Multiphase Inverse Modeling In Structured Soils and Fractured Rocks

Reliable predictive modeling of subsurface flow and transport requires accurate representation of relevant processes, and accurate description of the soil or rock structure. Inverse modeling is considered a viable approach to obtain site-specific, process-relevant, and model-related parameters that appropriately characterize subsurface formation properties and the variably saturated system state. However, quantifying variably saturated flow remains conceptually and numerically challenging, especially in structured soils and fractured rocks.
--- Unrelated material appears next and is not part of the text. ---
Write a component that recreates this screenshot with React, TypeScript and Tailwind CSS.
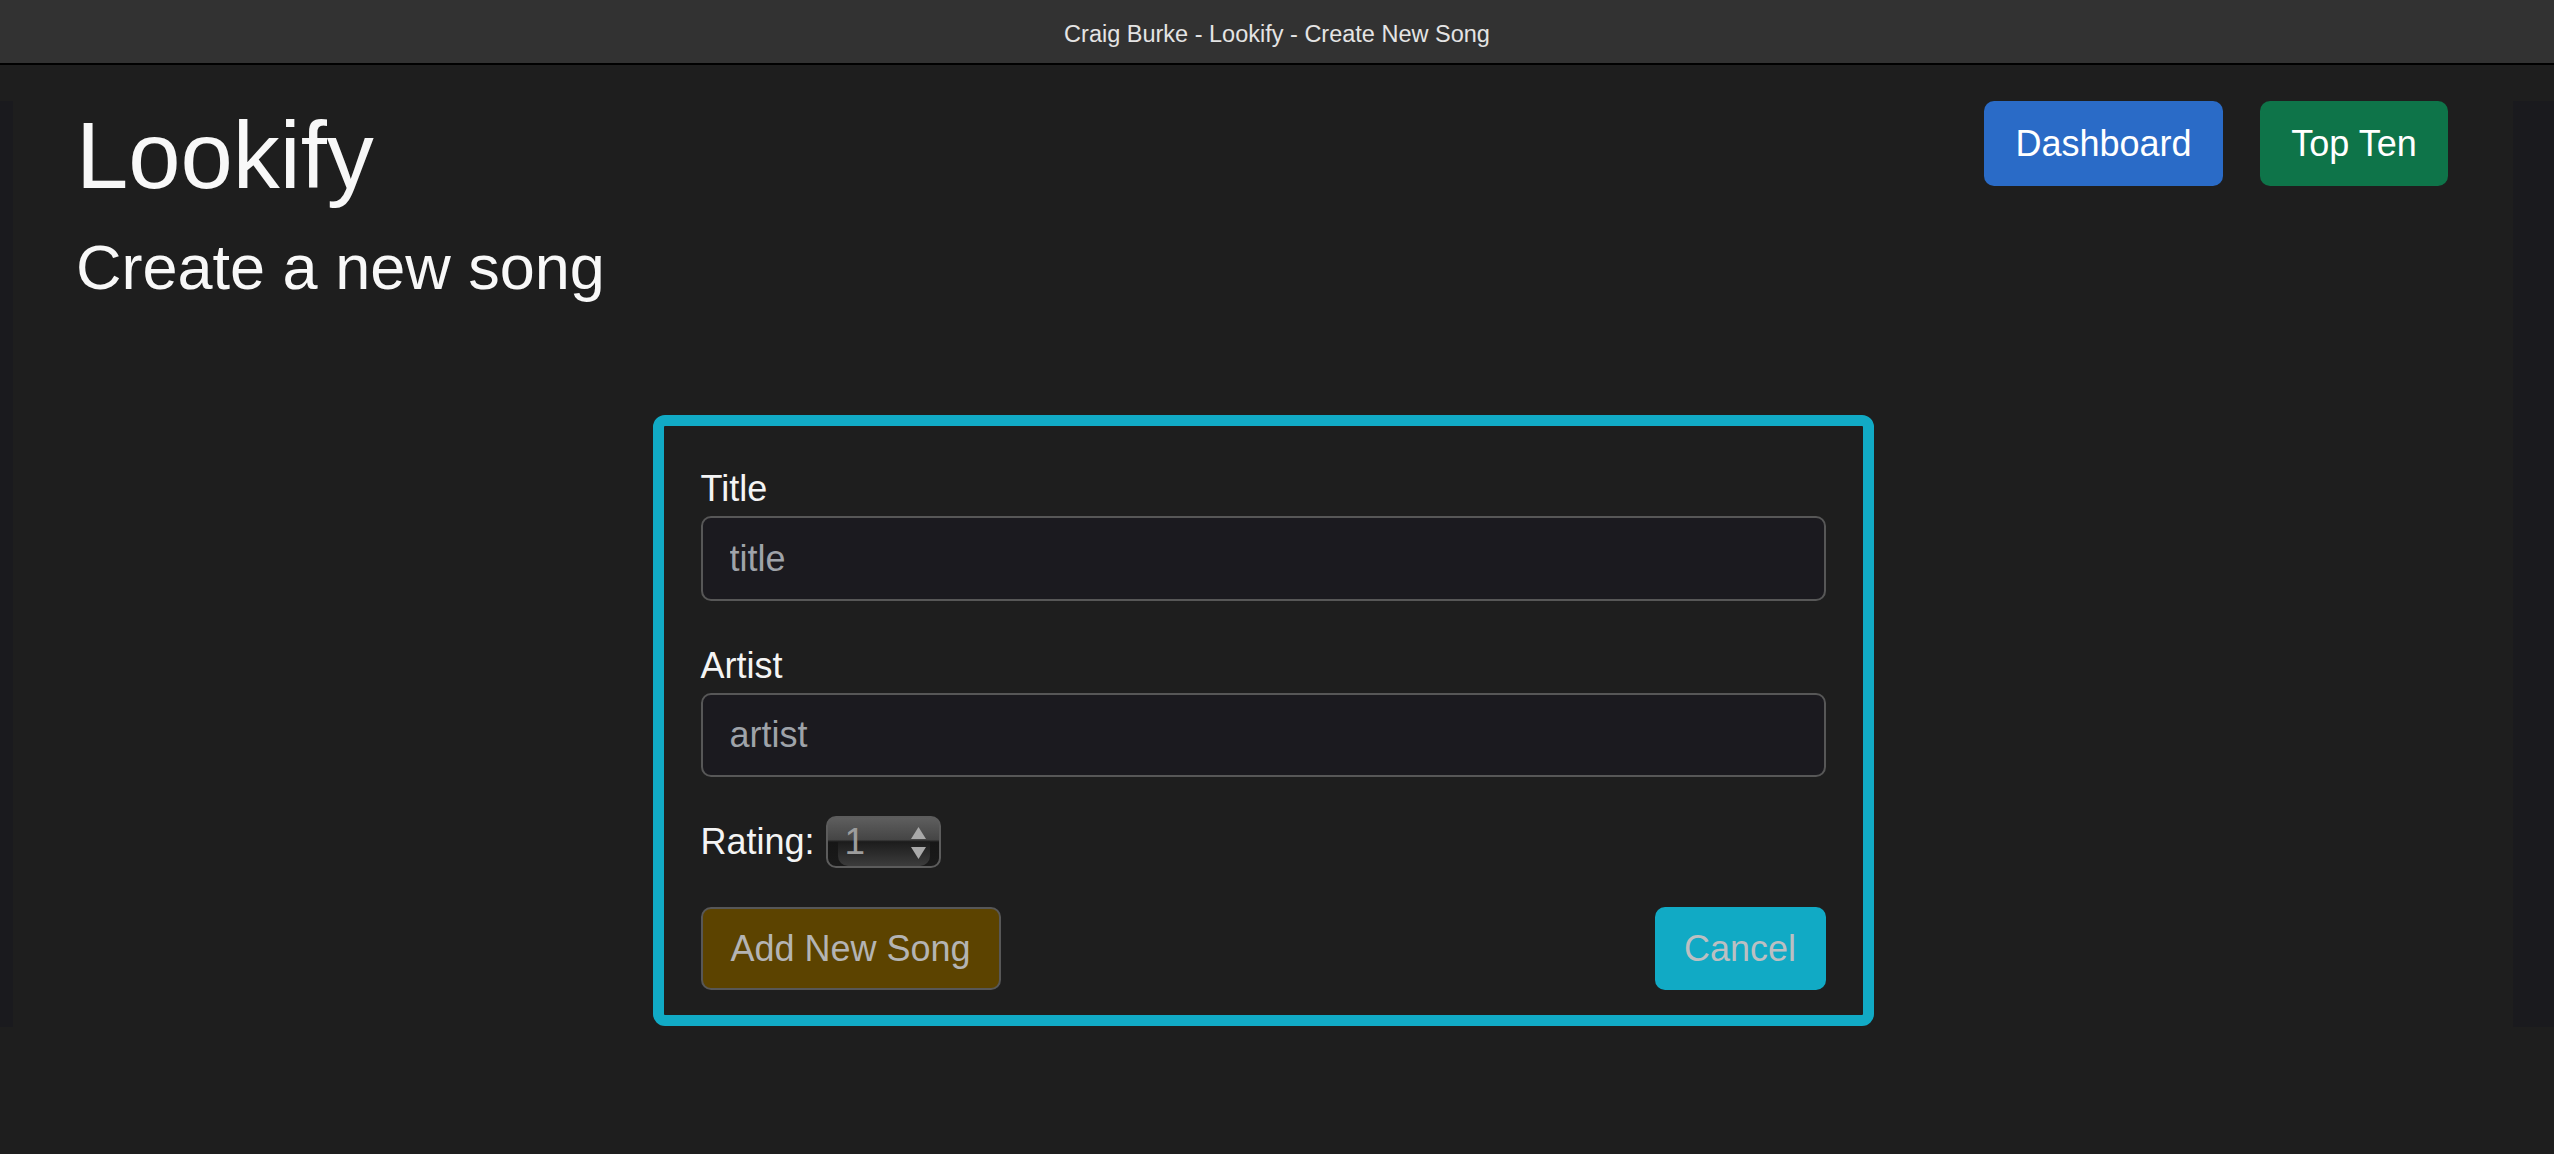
import React from "react";

function NumberSpinner() {
  return (
    <div className="relative w-[115px] h-[52px] rounded-[10px] border-2 border-[#5c5c5c] overflow-hidden bg-[linear-gradient(to_bottom,#5e5e5e_0%,#454545_45%,#161616_50%,#1a1a1a_100%)]">
      <div className="absolute left-[10px] right-[9px] top-[24px] bottom-0 rounded-b-[10px] bg-[linear-gradient(to_bottom,#1c1c1c,#3c3c3c)]" />
      <span className="absolute left-[17px] top-[2px] text-[37px] leading-[44px] text-[#9d9d9d]">1</span>
      <svg className="absolute left-[82px] top-[9px]" width="17" height="33" viewBox="0 0 17 33">
        <polygon points="8.5,0 16,12 1,12" fill="#a9a9a9" />
        <polygon points="1,20 16,20 8.5,32" fill="#a9a9a9" />
      </svg>
    </div>
  );
}

export default function App() {
  return (
    <div className="min-h-screen bg-[#1e1e1e] font-['Liberation_Sans',Arial,sans-serif]">
      <div className="h-[65px] bg-[#323232] border-b-2 border-black flex items-center justify-center pt-[6px] text-[23.5px] text-[#e4e4e4]">
        Craig Burke - Lookify - Create New Song
      </div>
      <div className="mt-[36px] flex h-[926px] bg-[#1a1a1e]">
        <div className="ml-[13px] mr-[41px] flex-1 bg-[#1e1e1e] pl-[63px] pr-[65px] flex flex-col">
          <div className="flex justify-between items-start">
            <div className="flex flex-col">
              <h1 className="m-0 text-[94px] leading-[110px] text-[#f8f8f8] font-normal">Lookify</h1>
              <h2 className="mt-[18px] text-[63px] leading-[77px] text-[#f8f8f8] font-normal">Create a new song</h2>
            </div>
            <div className="flex gap-[37px]">
              <button className="w-[239px] h-[85px] rounded-[10px] bg-[#2a6bc7] text-white text-[36px]">Dashboard</button>
              <button className="w-[188px] h-[85px] rounded-[10px] bg-[#0e7449] text-white text-[36px]">Top Ten</button>
            </div>
          </div>
          <div className="mt-[109px] flex justify-center pl-[2px]">
            <form className="w-[1221px] border-[11px] border-[#11aac5] rounded-[12px] px-[37px] pt-[36px] pb-[25px] flex flex-col">
              <label className="text-[36px] leading-[54px] text-[#f4f4f4]">Title</label>
              <input
                placeholder="title"
                className="h-[85px] w-full rounded-[10px] border-2 border-[#575757] bg-[#1b1a1f] px-[27px] text-[36px] text-[#dcdcdc] placeholder:text-[#9fa3a9] outline-none"
              />
              <label className="mt-[38px] text-[36px] leading-[54px] text-[#f4f4f4]">Artist</label>
              <input
                placeholder="artist"
                className="h-[84px] w-full rounded-[10px] border-2 border-[#575757] bg-[#1b1a1f] px-[27px] text-[36px] text-[#dcdcdc] placeholder:text-[#9fa3a9] outline-none"
              />
              <div className="mt-[39px] flex items-center gap-[11px] h-[52px]">
                <span className="text-[36px] leading-[54px] text-[#f4f4f4]">Rating:</span>
                <NumberSpinner />
              </div>
              <div className="mt-[39px] flex justify-between">
                <button type="button" className="h-[83px] w-[300px] rounded-[10px] border-2 border-[#575757] bg-[#5c4300] text-[36px] text-[#b4b4b4]">
                  Add New Song
                </button>
                <button type="button" className="h-[83px] w-[171px] rounded-[10px] bg-[#11aac5] text-[36px] text-[#bcbfc2]">
                  Cancel
                </button>
              </div>
            </form>
          </div>
        </div>
      </div>
    </div>
  );
}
These media exhibit complex, multi-modal pore-size distributions, large contrasts in hydrologic properties between low- and high-conductive features, and multi-scale heterogeneity with both random and deterministic spatial patterns. Inherent differences in the structure of soil and rock materials call for different simulation and characterization approaches. We will (1) provide an overview of conceptual models used to capture unsaturated flow in multi-porosity media, (2) discuss joint inversion approaches for concurrent estimation of soil structure and unsaturated flow properties, and (3) present examples of multiphase inverse modeling studies in fractured rocks. The studies reveal the need for collecting complimentary data to be jointly analyzed and used for improved characterization and prediction of flow and transport in structured soils and fractured rocks. This work was supported by the U.S. Dept. of Energy under Contract No. DE-AC02-05CH11231.